Not only do I believe a president COULD be elected this way, I’m starting to think it’s ACTUALLY happening. Instead of Simon, Paula and Randy we have Wolf Blitzer, Keith Olbermann and Bill O’Reilly.

All they need to do now is share the voting results in a suspenseful way, like Ryan Seacrest does:

Barack [gasp] …You are safe [deep exhale]. You can have a seat. That means Hillary and John, you are in the bottom two. One of you will go home tonight. We’ll find out who, after a word from our sponsor.

[Returning] John, you sang “Working man’s blues.”
Wolf thought you were a bit too white, but he liked the way you stayed positive.
Keith thought your hygiene was immaculate, but he said your delivery was ‘Ho hum.’
Bill liked your energy, but thought you should’ve lost the southern accent.

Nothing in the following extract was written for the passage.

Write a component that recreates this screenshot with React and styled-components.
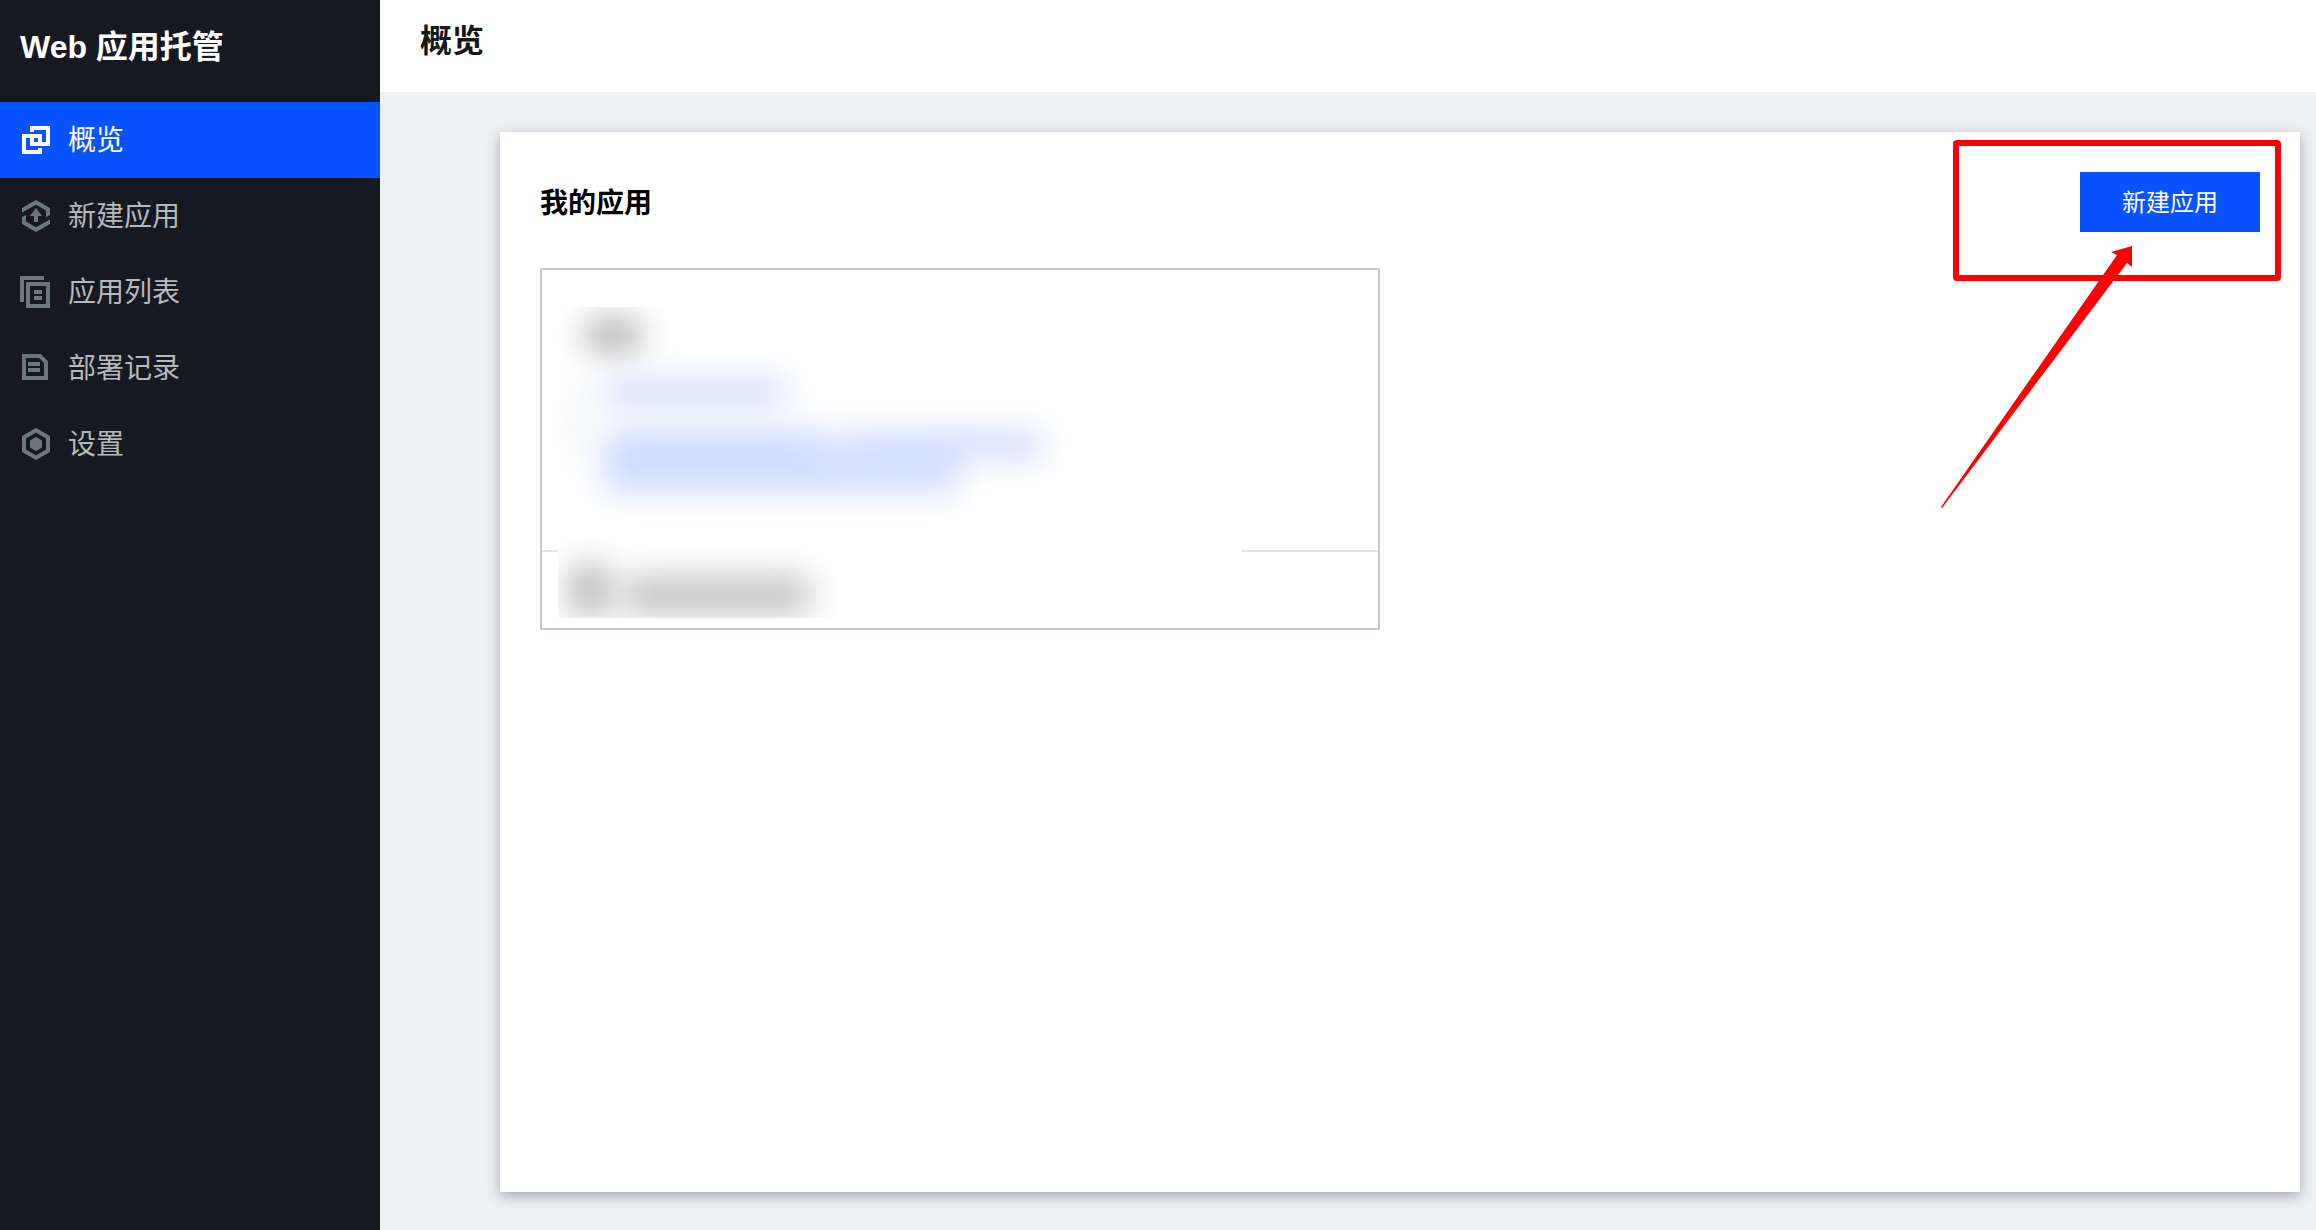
import React from 'react';
import styled, { createGlobalStyle } from 'styled-components';

const GlobalStyle = createGlobalStyle`
  * {
    box-sizing: border-box;
  }
  body {
    margin: 0;
    font-family: 'Liberation Sans', 'Noto Sans CJK SC', sans-serif;
    background-color: #eef0f4;
  }
  h1, h2, p, ul {
    margin: 0;
    padding: 0;
  }
`;

const Layout = styled.div`
  display: grid;
  grid-template-columns: 380px 1fr;
  min-height: 100vh;
`;

const Sidebar = styled.aside`
  background-color: #171922;
`;

const Brand = styled.p`
  height: 102px;
  padding: 23px 20px;
  color: #fff;
  font-size: 32px;
  font-weight: 700;
  line-height: 48px;
`;

const Menu = styled.ul`
  list-style: none;
`;

const MenuLink = styled.a`
  display: flex;
  align-items: center;
  gap: 16px;
  height: 76px;
  padding: 0 20px;
  color: ${({ $active }) => ($active ? '#fff' : '#b5b8bc')};
  background-color: ${({ $active }) => ($active ? '#0852ff' : 'transparent')};
  font-size: 28px;
  line-height: 40px;
  text-decoration: none;
  svg {
    width: 32px;
    height: 32px;
    flex: none;
    color: ${({ $active }) => ($active ? '#fff' : '#6b777e')};
  }
`;

const MenuLabel = styled.span`
  padding-top: 2px;
`;

const Main = styled.main`
  display: flex;
  flex-direction: column;
`;

const Header = styled.header`
  height: 92px;
  padding: 17px 40px;
  background-color: #fff;
`;

const PageTitle = styled.h1`
  color: #16181a;
  font-size: 32px;
  font-weight: 700;
  line-height: 48px;
`;

const Panel = styled.section`
  position: relative;
  flex: 1;
  margin: 40px 16px 38px 120px;
  padding: 40px;
  background-color: #fff;
  box-shadow: 0 4px 12px rgba(54, 58, 80, 0.4);
`;

const PanelHead = styled.div`
  display: flex;
  align-items: center;
  justify-content: space-between;
  margin-bottom: 36px;
`;

const PanelTitle = styled.h2`
  padding-top: 4px;
  color: #000;
  font-size: 28px;
  font-weight: 700;
  line-height: 40px;
`;

const CreateButton = styled.button`
  width: 180px;
  height: 60px;
  padding: 2px 0 0;
  border: 0;
  color: #fff;
  background-color: #0852ff;
  font-family: inherit;
  font-size: 24px;
  line-height: 36px;
`;

const AppCard = styled.article`
  position: relative;
  width: 49%;
  max-width: 840px;
  border: 2px solid #c4c8d5;
`;

const CardBody = styled.div`
  height: 280px;
`;

const CardFooter = styled.div`
  height: 78px;
  border-top: 2px solid #e2e5ea;
`;

// Covers the private details of the app
const Redacted = styled.div`
  position: absolute;
  inset: 37px 137px 10px 16px;
  overflow: hidden;
  background-color: #fff;
`;

const Smudges = styled.svg`
  display: block;
`;

const Highlight = styled.div`
  position: absolute;
  top: 8px;
  right: 19px;
  width: 328px;
  height: 141px;
  border: 6px solid #ff0005;
  border-radius: 4px;
  pointer-events: none;
`;

const Arrow = styled.svg`
  position: absolute;
  top: 114px;
  right: 168px;
  pointer-events: none;
`;

const OverviewIcon = () => (
  <svg viewBox="0 0 32 32" fill="none" stroke="currentColor" strokeWidth="4" aria-hidden="true">
    <path d="M12 8V4H28V20H12V14" />
    <path d="M20 24V28H4V12H20V18" />
  </svg>
);

const CreateIcon = () => (
  <svg viewBox="0 0 32 32" fill="currentColor" aria-hidden="true">
    <path d="M2 12.500V8L16 0L30 8V15L26 17V10.500L16 4.700Z" />
    <path d="M2 17L6 15V21.500L16 27.300L30 19.500V24L16 32L2 24Z" />
    <path d="M16 8L22 16H18V22H14V16H10Z" />
  </svg>
);

const ListIcon = () => (
  <svg viewBox="0 0 32 32" fill="none" stroke="currentColor" strokeWidth="4" aria-hidden="true">
    <path d="M24 2H2V26" />
    <path d="M8 8H28V30H8Z" />
    <path d="M14 16H22M14 22H22" />
  </svg>
);

const RecordIcon = () => (
  <svg viewBox="0 0 32 32" fill="none" stroke="currentColor" strokeWidth="4" aria-hidden="true">
    <path d="M4 4H20L26 10V26H4Z" />
    <path d="M8 12H20M8 18H20" />
  </svg>
);

const SettingIcon = () => (
  <svg viewBox="0 0 32 32" fill="none" stroke="currentColor" strokeWidth="4" aria-hidden="true">
    <path d="M16 2.300L28 9.200V22.800L16 29.700L4 22.800V9.200Z" />
    <path d="M16 9L22 12.500V19.500L16 23L10 19.500V12.500Z" fill="currentColor" stroke="none" />
  </svg>
);

const menuItems = [
  { label: '概览', icon: OverviewIcon, active: true },
  { label: '新建应用', icon: CreateIcon },
  { label: '应用列表', icon: ListIcon },
  { label: '部署记录', icon: RecordIcon },
  { label: '设置', icon: SettingIcon },
];

const AppSummary = () => (
  <AppCard>
    <CardBody />
    <CardFooter />
    <Redacted>
      <Smudges width="683" height="311" aria-hidden="true">
        <defs>
          <filter id="smudge" filterUnits="userSpaceOnUse" x="-60" y="-60" width="800" height="440" colorInterpolationFilters="sRGB">
            <feGaussianBlur stdDeviation="16" />
          </filter>
        </defs>
        <g filter="url(#smudge)">
          <rect x="28" y="14" width="54" height="28" fill="#a8a8a8" />
          <rect x="14" y="74" width="14" height="80" fill="#f0f2f2" />
          <rect x="46" y="72" width="182" height="26" fill="#cfdcff" />
          <rect x="46" y="124" width="210" height="30" fill="#ccdaff" />
          <rect x="256" y="124" width="44" height="30" fill="#dae3ff" />
          <rect x="300" y="124" width="184" height="28" fill="#d0dcff" />
          <rect x="46" y="154" width="354" height="32" fill="#d0ddff" />
          <rect x="12" y="258" width="38" height="50" fill="#b8b8b8" />
          <rect x="66" y="268" width="186" height="40" fill="#c6c6c6" />
        </g>
      </Smudges>
    </Redacted>
  </AppCard>
);

const App = () => (
  <>
    <GlobalStyle />
    <Layout>
      <Sidebar>
        <Brand>Web 应用托管</Brand>
        <nav>
          <Menu>
            {menuItems.map(({ label, icon: Icon, active }) => (
              <li key={label}>
                <MenuLink href="#" $active={active}>
                  <Icon />
                  <MenuLabel>{label}</MenuLabel>
                </MenuLink>
              </li>
            ))}
          </Menu>
        </nav>
      </Sidebar>
      <Main>
        <Header>
          <PageTitle>概览</PageTitle>
        </Header>
        <Panel>
          <PanelHead>
            <PanelTitle>我的应用</PanelTitle>
            <CreateButton type="button">新建应用</CreateButton>
          </PanelHead>
          <AppSummary />
          <Highlight />
          <Arrow width="192" height="264" viewBox="0 0 192 264" fill="#ff0005" aria-hidden="true">
            <path d="M192 0V21L187 17L2 262L1 261L177 9L171 6Z" />
          </Arrow>
        </Panel>
      </Main>
    </Layout>
  </>
);

export default App;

Hillary, you sang “Black Magic Woman.”
Wolf thought it was your best performance yet.
Keith thought your voice was strong, but that your dance moves could use a little work.
Bill just snarled and called you a “Liberal Fascist.”

America has voted. Hillary, you are…

SAFE! Congratulations, you will be moving on to the finals.

John, I’m sorry, that means you will not be The Next American President.
We’ll miss you around here, big guy.

[Roll video montage]

John, how ’bout taking us out with one more stump speech.
America, let’s give it up one last time for John Edwards!”